Through the Looking Glass Children's Book Reviews

Lillian's Right to Vote: A Celebration of the Voting Rights Act of 1965

Lillian's Right to Vote: A Celebration of the Voting Rights Act of 1965

Jonah Winter
Illustrator:  Shane W. Evans 
Nonfiction Picture Book
For ages 5 to 7
Schwartz & Wade, 2015   ISBN: 978-0385390286

Lillian is a hundred years old and today she is going to vote; she is going to do something that her forebears could not do because they were African American. Lillian starts to think back to those distant relatives of hers, whose stories color her own life.

Lillian’s great-great-grandparents were sold at auction in front of an Alabama courthouse. Her great-grandpa Edmund worked in cotton fields for hours under the hot sun. For him the words “all men are created equal” meant nothing because he was someone else’s property. In 1870 a law was passed which said that America citizens “shall not be denied or abridged” the right to vote “on account of race, color, or previous condition of servitude.” Edmund though that this, the Fifteenth Amendment to the U.S. Constitution, would ensure that he could vote at last. Edmund and his wife entered the courthouse and he cast his vote.

Just twenty years later grandpa Isaac went to the courthouse and he was charged a poll tax to vote, which he was too poor to pay. Uncle Levi was forced to take “tests” when he went to vote and the questions he was asked were so ridiculous or so hard that he could not answer them. No one could. The tests were created to deprive him of the right to vote. So much for the Fifteenth Amendment.

In 1920, Lillian’s mother and father tried to register to vote. This was the year when the Nineteenth Amendment was passed giving women the right to vote. With little Lilian by their side, Mama and Papa were chased away by an angry mob, the same mob that set a cross alight in front of Lillian’s family home. So much for the Nineteenth Amendment.

As a young women Lillian herself was tested when she tried to vote. Once again the test was created so that no one, no matter who they were, could pass it.

In her one hundred years Lillian has seen many peaceful marches, many protests as black and white folks tried to bring about change. She was one of many who had hope in their hearts when President Lyndon Johnson signed the Voting Rights Act in 1965. That year Lillian stepped into the voting booth for the first time. When she cast her vote on that day she was finally “a full-fledged citizen of the United States.”
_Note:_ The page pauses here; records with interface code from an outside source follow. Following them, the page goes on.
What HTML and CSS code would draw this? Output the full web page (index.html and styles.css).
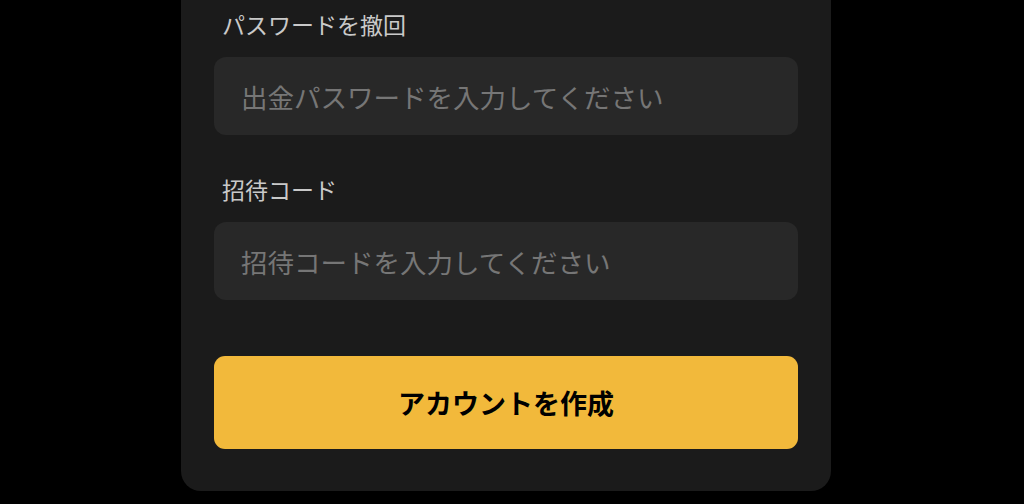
FILE: index.html
```html
<!DOCTYPE html>
<html lang="ja">
<head>
<meta charset="utf-8">
<title>アカウントを作成</title>
<link rel="stylesheet" href="styles.css">
</head>
<body>
<div class="page">
  <form class="card">
    <div class="field">
      <label class="label">パスワードを撤回</label>
      <div class="input">出金パスワードを入力してください</div>
    </div>
    <div class="field">
      <label class="label">招待コード</label>
      <div class="input">招待コードを入力してください</div>
    </div>
    <button type="button" class="submit">アカウントを作成</button>
  </form>
</div>
</body>
</html>
```

FILE: styles.css
```css
html, body {
  margin: 0;
  padding: 0;
  background: #000;
  height: 100%;
  overflow: hidden;
}
body {
  font-family: "Noto Sans CJK JP", "Noto Sans", sans-serif;
}
.page {
  display: flex;
  justify-content: center;
  padding-right: 12px;
}
.card {
  width: 650px;
  box-sizing: border-box;
  margin-top: -40px;
  padding: 51px 33px 42px 33px;
  background: #1b1b1b;
  border-radius: 20px;
  display: flex;
  flex-direction: column;
}
.field {
  display: flex;
  flex-direction: column;
  gap: 20px;
  margin-bottom: 41px;
}
.field + .field {
  margin-bottom: 56px;
}
.label {
  padding-left: 8px;
  font-size: 23px;
  line-height: 26px;
  color: #c9c9c9;
}
.input {
  height: 78px;
  box-sizing: border-box;
  display: flex;
  align-items: center;
  padding-left: 27px;
  background: #282828;
  border-radius: 12px;
  font-size: 26.5px;
  color: #767676;
}
.submit {
  height: 93px;
  border: none;
  border-radius: 11px;
  background: #f2b93b;
  color: #000;
  font-family: "Noto Sans CJK JP", "Noto Sans", sans-serif;
  font-size: 27px;
  font-weight: 700;
  padding: 0;
}
```
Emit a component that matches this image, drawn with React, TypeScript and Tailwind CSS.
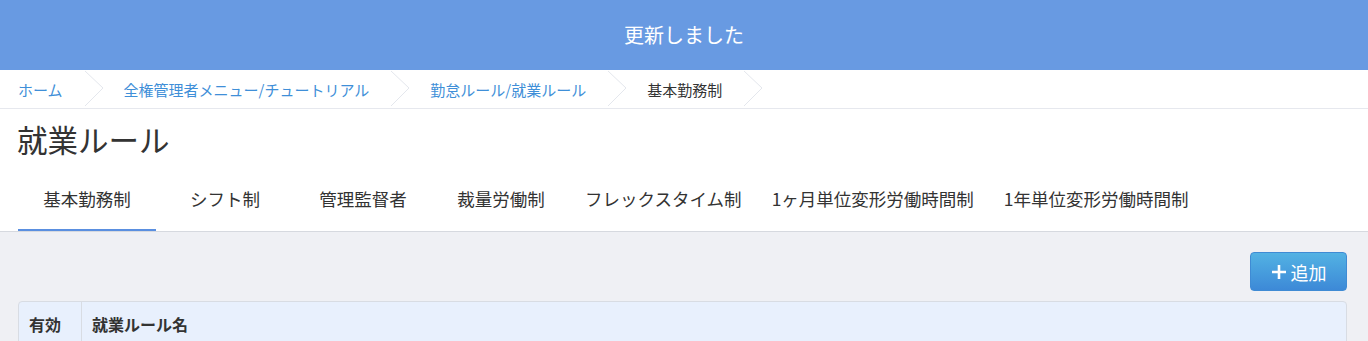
import React from "react";

const FONT = { fontFamily: '"Noto Sans CJK JP", "Noto Sans", sans-serif' };

function Chevron() {
  return (
    <svg width="20" height="38" viewBox="0 0 20 38" className="ml-[21px] mr-[20px] shrink-0">
      <path d="M1 1 L19 18 L1 36" fill="none" stroke="#e4e7ed" strokeWidth="1" />
    </svg>
  );
}

const crumbs = [
  { label: "ホーム", link: true },
  { label: "全権管理者メニュー/チュートリアル", link: true },
  { label: "勤怠ルール/就業ルール", link: true },
  { label: "基本勤務制", link: false },
];

const tabs = [
  "基本勤務制",
  "シフト制",
  "管理監督者",
  "裁量労働制",
  "フレックスタイム制",
  "1ヶ月単位変形労働時間制",
  "1年単位変形労働時間制",
];

export default function App() {
  return (
    <div className="w-[1368px] h-[341px] overflow-hidden bg-[#eff0f4]" style={FONT}>
      <div className="h-[70px] bg-[#689ae2] flex items-center justify-center text-white text-[20px] leading-none">
        更新しました
      </div>
      <div className="h-[39px] bg-white border-b border-[#e6e8ee] flex items-center pl-[18px] text-[15px] leading-none">
        {crumbs.map((c, i) => (
          <div key={i} className="flex items-center">
            <span className={c.link ? "text-[#3f8fd8]" : "text-[#333333]"}>{c.label}</span>
            <Chevron />
          </div>
        ))}
      </div>
      <div className="bg-white">
        <div className="pl-[17px] pt-[12px] text-[30.5px] leading-[36px] text-[#333333]">就業ルール</div>
        <div className="flex pl-[18px] h-[64px] mt-[10px]">
          {tabs.map((t, i) => (
            <div
              key={i}
              className="relative min-w-[138px] px-[15px] flex items-center justify-center text-[17.5px] text-[#333333] leading-none"
            >
              {t}
              {i === 0 && <span className="absolute left-0 right-0 bottom-0 h-[2px] bg-[#5a8fe0]" />}
            </div>
          ))}
        </div>
      </div>
      <div className="h-px bg-[#d6d9df]" />
      <div className="pl-[18px] pr-[21px] pt-[20px]">
        <div className="flex justify-end">
          <button className="w-[97px] h-[39px] rounded-[4px] bg-gradient-to-b from-[#53b2e3] to-[#3d89d7] border border-[#3f8bd4] text-white text-[18px] flex items-center justify-center gap-[4px] leading-none">
            <svg width="16" height="16" viewBox="0 0 16 16">
              <path d="M8 1 V15 M1 8 H15" stroke="white" strokeWidth="2.6" />
            </svg>
            追加
          </button>
        </div>
        <div className="mt-[10px] rounded-[4px] border border-[#d8dce3] bg-[#e8f0fd] overflow-hidden">
          <div className="flex h-[44px] text-[16px] font-bold text-[#333333]">
            <div className="w-[63px] border-r border-[#d8dce3] flex items-center pl-[10px]">有効</div>
            <div className="flex items-center pl-[10px]">就業ルール名</div>
          </div>
        </div>
      </div>
    </div>
  );
}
Now, at age one hundred, Lillian is going to vote again, and this time she is going to vote for an African American presidential candidate.

This incredibly powerful story was inspired by the life of Lillian Allen, a woman who was the granddaughter of a slave and who tirelessly canvassed for Barack Obama in the days leading up to the 2008 presidential election.

At the back of the book an author’s note provides readers with further information about the struggle that African Americans took on so that they would be allowed to vote.